Key reasons for equities and commodities to rise

Nirpendra Yadav, Senior Commodity Research Analyst at Bonanza, noted that during times of decreasing real interest rates or sluggish economic growth, gold and stocks can sometimes rise together. Conversely, a wider array of Indian-listed firms, including many beyond the Nifty 50, experienced strong growth in Q2 FY26, with overall earnings for the larger Nifty 500 group showing considerable increases.

Yadav pointed out that the equity market has recently experienced some buying activity, but Foreign Institutional Investors (FIIs) have not yet made aggressive purchases; consistent buying by FIIs could lead to a fresh influx of capital into the equity market.

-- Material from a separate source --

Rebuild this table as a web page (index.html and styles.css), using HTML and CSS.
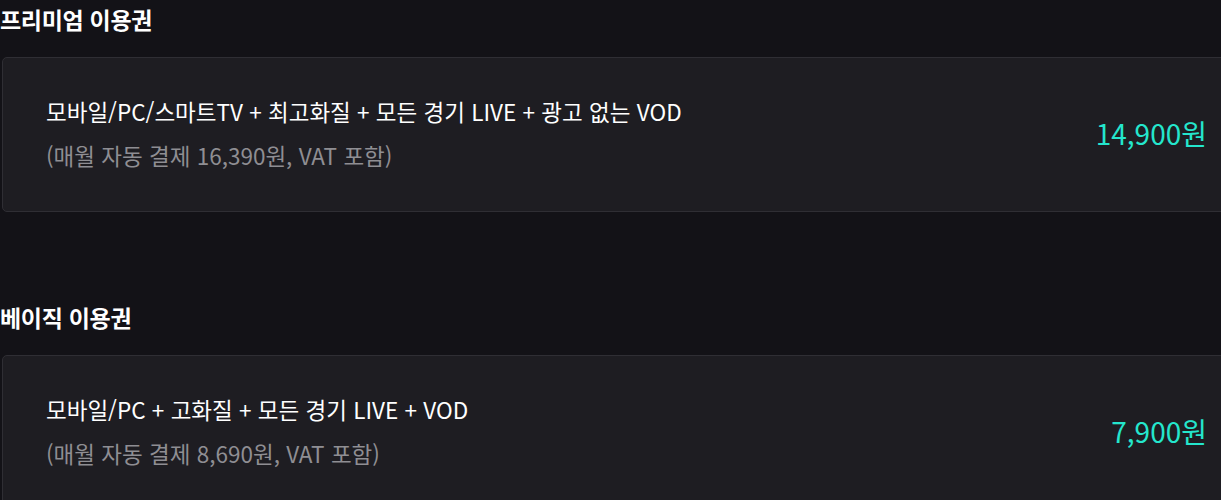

Additionally, he emphasized that global tensions have not yet subsided, which is contributing to an increase in the prices of precious metals. Precious metals still have some potential for growth, and the Nifty 50 index has only just begun its upward trend; if the Nifty 50 maintains its position above 26,300, it will attract more buyers. Overall, the liquidity from precious metals is not anticipated to decrease, as gold prices have once again increased due to global uncertainties and a rise in purchases by central banks.

“Nifty 50 has been giving a return of 12% while the return of gold is 60% so far in 2025, a clearly visible impact of traditional negative correlation between bullion and equity. However, we continue to see a rise in uncertainty in geopolitics and a recent expectation of a pause in dovish monetary policy may give more strength to the traditional correlation between equity and bullion prices,” added Nirpendra Yadav.

Disclaimer: The views and recommendations made above are those of individual analysts or broking companies, and not of Mint. We advise investors to check with certified experts before making any investment decisions.